Thursday, March 13, 2008

Persuing health as a life goal?

I want to avoid making my life a series of measures designed to simply extend my lifespan. Now that I've danced with mortality in a particularly frantic and fearful way, there is a temptation to make survival the overriding theme of my life from now on. Perhaps pushing "healthy living" to the background is what got me into this mess in the first place, but I'm not sure I want the preservation of my body to become my number one priority from now on.

When everything I do revolves around the illness and the avoidance of more illness, the only net result I can see is that I will become a colossal bore, especially to myself. Maybe a long-lived bore, but what good is that? I hate just being about this. I want to leap-frog a couple of years in the future, where people will forget this ever happened, and we'll talk of something other than how I feel. Comparing aches & pains, talking about our latest surgeries or medical indignities...this is what getting old sounds like!

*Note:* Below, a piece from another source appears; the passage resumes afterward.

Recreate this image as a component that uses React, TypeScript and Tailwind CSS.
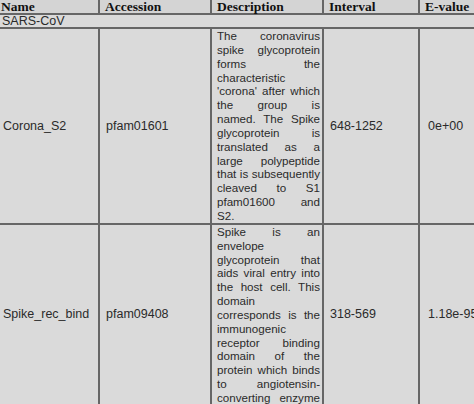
const sans = "font-['Liberation_Sans',Arial,sans-serif]";
const serif = "font-['Liberation_Serif','Times_New_Roman',serif]";

const rows = [
  {
    name: "Corona_S2",
    accession: "pfam01601",
    interval: "648-1252",
    evalue: "0e+00",
    lines: [
      "The coronavirus",
      "spike glycoprotein",
      "forms the",
      "characteristic",
      "'corona' after which",
      "the group is",
      "named. The Spike",
      "glycoprotein is",
      "translated as a",
      "large polypeptide",
      "that is subsequently",
      "cleaved to S1",
      "pfam01600 and",
      "S2.",
    ],
  },
  {
    name: "Spike_rec_bind",
    accession: "pfam09408",
    interval: "318-569",
    evalue: "1.18e-95",
    lines: [
      "Spike is an",
      "envelope",
      "glycoprotein that",
      "aids viral entry into",
      "the host cell. This",
      "domain",
      "corresponds is the",
      "immunogenic",
      "receptor binding",
      "domain of the",
      "protein which binds",
      "to angiotensin-",
      "converting enzyme",
    ],
  },
];

const border = "border-[#666666]";

export default function App() {
  return (
    <div className="h-[404px] w-[474px] overflow-hidden bg-[#dadada]">
      <table
        className={`-ml-[6px] table-fixed border-collapse text-[#2a2a2a] ${sans}`}
        style={{ width: 540 }}
      >
        <colgroup>
          <col className="w-[104px]" />
          <col className="w-[112px]" />
          <col className="w-[112px]" />
          <col className="w-[96px]" />
          <col className="w-[116px]" />
        </colgroup>
        <thead>
          <tr className={`bg-[#d4d4d4] text-left text-[13.5px] leading-[13px] text-[#111] ${serif}`}>
            {["Name", "Accession", "Description", "Interval", "E-value"].map((h) => (
              <th
                key={h}
                className={`border-x-2 border-b-2 ${border} px-[5px] py-0 align-top font-bold`}
              >
                {h}
              </th>
            ))}
          </tr>
        </thead>
        <tbody>
          <tr>
            <td colSpan={5} className={`border-b-2 ${border} px-[7px] py-0 text-[12.5px] leading-[12px]`}>
              SARS-CoV
            </td>
          </tr>
          {rows.map((r) => (
            <tr key={r.name} className="text-[12.5px]">
              <td className={`border-x-2 border-b-2 ${border} px-[7px] align-middle`}>{r.name}</td>
              <td className={`border-x-2 border-b-2 ${border} px-[6px] align-middle`}>{r.accession}</td>
              <td className={`border-x-2 border-b-2 ${border} pl-[5px] pr-[2px] py-0 align-top`}>
                {r.lines.map((l, i) => (
                  <div
                    key={i}
                    className="whitespace-nowrap text-justify text-[11.6px] leading-[13.85px] [text-align-last:justify]"
                  >
                    {l}
                  </div>
                ))}
              </td>
              <td className={`border-x-2 border-b-2 ${border} px-[6px] align-middle`}>{r.interval}</td>
              <td className={`border-x-2 border-b-2 ${border} px-[8px] align-middle`}>{r.evalue}</td>
            </tr>
          ))}
        </tbody>
      </table>
    </div>
  );
}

I also resent that now a good portion of my life is going to revolve around bi-monthly or semi-annual checkups with various specialists, constant tests and re-tests to ferret out any hidden problems, taking daily medications and handfuls of nutritional supplements, eating right, daily exercise, and all the rest, always monitoring in the background for something out of the ordinary, something that might signal "danger!" I did these things in the past (or so I thought) in a matter-of-fact way, and look where that got me. Now I have to do it consciously, and I'm cranking about it.

Just this week, I will have been to see a doctor or had another test five times. Next week, there will be another appointment, and again, another the week after that. I am starting to feel that from now on my real life is going to be sandwiched in between doctor visits, instead of the other way around.

And I'm one of the lucky ones. I skated through this experience with a minimum amount of medical intervention--I didn't have to go through radiation, or chemotherapy, or any of the normal post-op treatments that most patients have to endure. So why am I being such a baby about this? Maybe the trick is just to do what has to be done, and forget about it in between the times I have to present myself for observation and more testing.

I'm either going to have to develop some sort of mode where I can put these health-related activities in a mental box that doesn't slop over into the rest of my life, or find a way of integrating it, without it overshadowing everything I do or think or feel.